Listed records start
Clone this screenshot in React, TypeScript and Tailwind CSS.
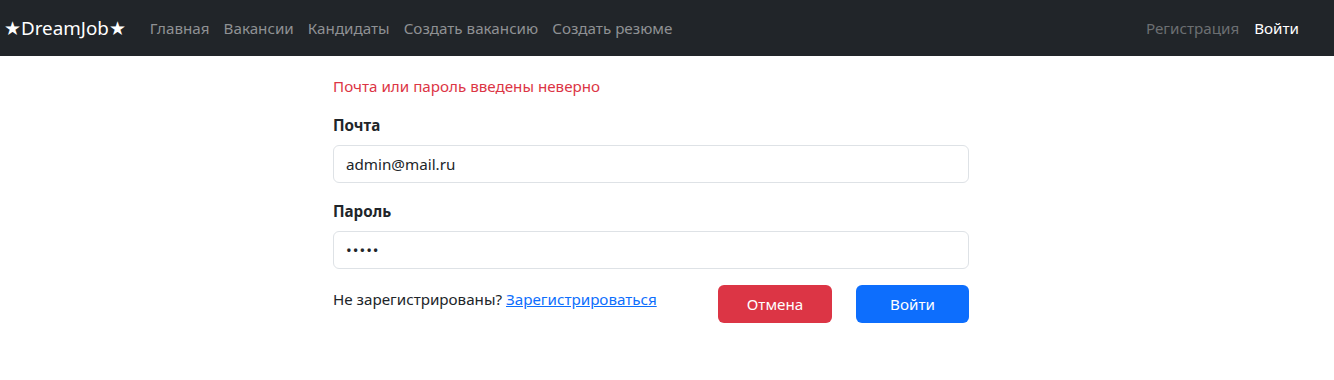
import React from "react";

const navLinks = ["Главная", "Вакансии", "Кандидаты", "Создать вакансию", "Создать резюме"];

export default function App() {
  return (
    <div className="min-h-[380px] bg-white text-[15.2px] text-[#212529] [font-family:'Noto_Sans',sans-serif]">
      <nav className="flex h-[56px] items-center justify-between bg-[#212529] pr-[28px] pl-[4px] pt-[1px]">
        <div className="flex items-center">
          <span className="mr-[17px] text-[18.8px] text-white">★DreamJob★</span>
          <div className="flex items-center">
            {navLinks.map((l) => (
              <a key={l} className="px-[7px] text-[#8f9194]">
                {l}
              </a>
            ))}
          </div>
        </div>
        <div className="flex items-center">
          <a className="px-[8px] text-[#6c6f72]">Регистрация</a>
          <a className="px-[7px] text-white">Войти</a>
        </div>
      </nav>

      <div className="ml-[333px] w-[636px] pt-[18px]">
        <p className="leading-[24px] text-[#dc3545]">Почта или пароль введены неверно</p>
        <label className="mt-[15px] block font-bold leading-[24px]">Почта</label>
        <div className="mt-[8px] flex h-[38px] items-center rounded-[6px] border border-[#dee2e6] px-[12px]">
          admin@mail.ru
        </div>
        <label className="mt-[16px] block font-bold leading-[24px]">Пароль</label>
        <div className="mt-[8px] flex h-[38px] items-center rounded-[6px] border border-[#dee2e6] px-[12px] tracking-[1px]">
          •••••
        </div>
        <div className="mt-[16px] flex items-start">
          <p className="mt-[2px] flex-1 leading-[24px]">
            Не зарегистрированы?{" "}
            <a className="text-[#0d6efd] underline">Зарегистрироваться</a>
          </p>
          <button className="h-[38px] w-[114px] rounded-[6px] bg-[#dc3545] text-white">Отмена</button>
          <button className="ml-[24px] h-[38px] w-[113px] rounded-[6px] bg-[#0d6efd] text-white">Войти</button>
        </div>
      </div>
    </div>
  );
}
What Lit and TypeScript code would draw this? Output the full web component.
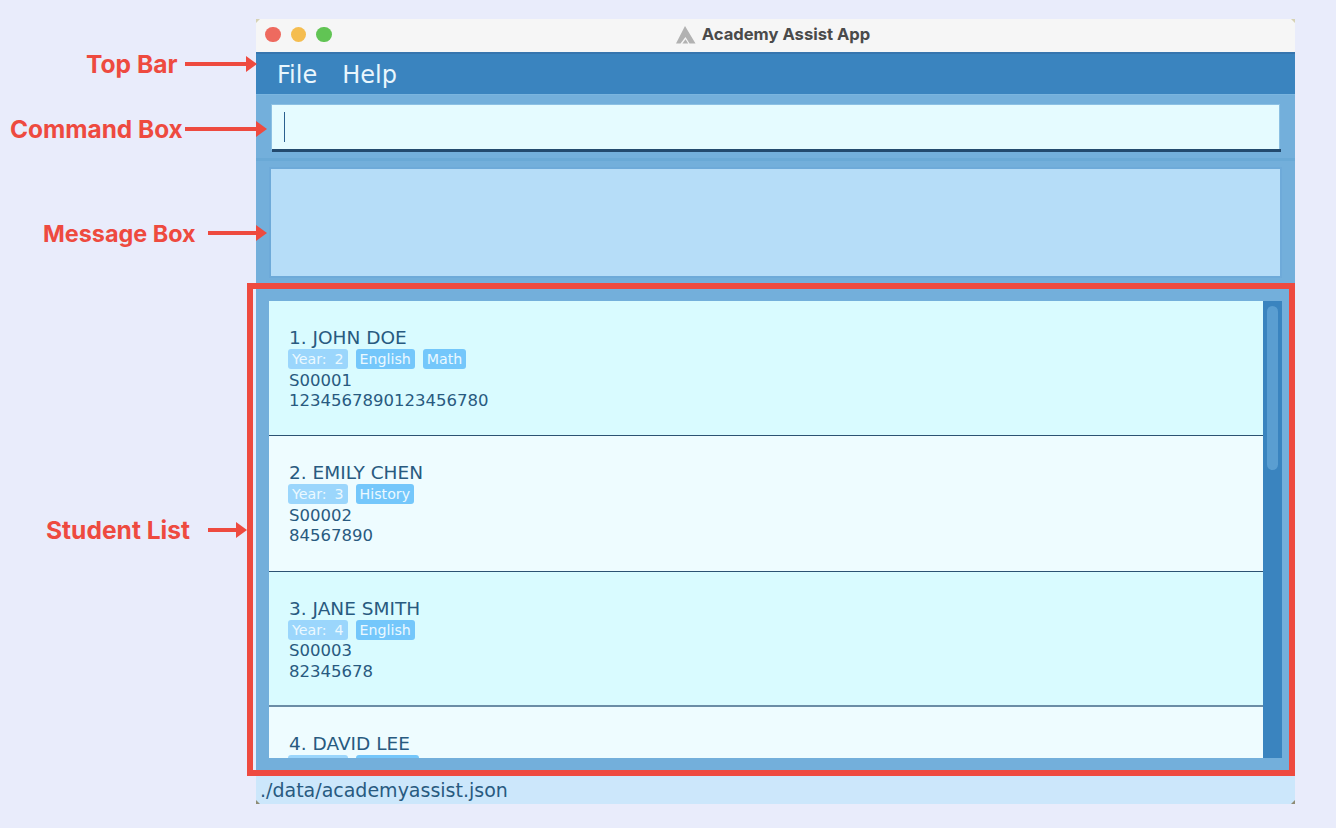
Listed records end
Stated task: Return solely the number of lines in the data that include the word "this".

Exercise result: 2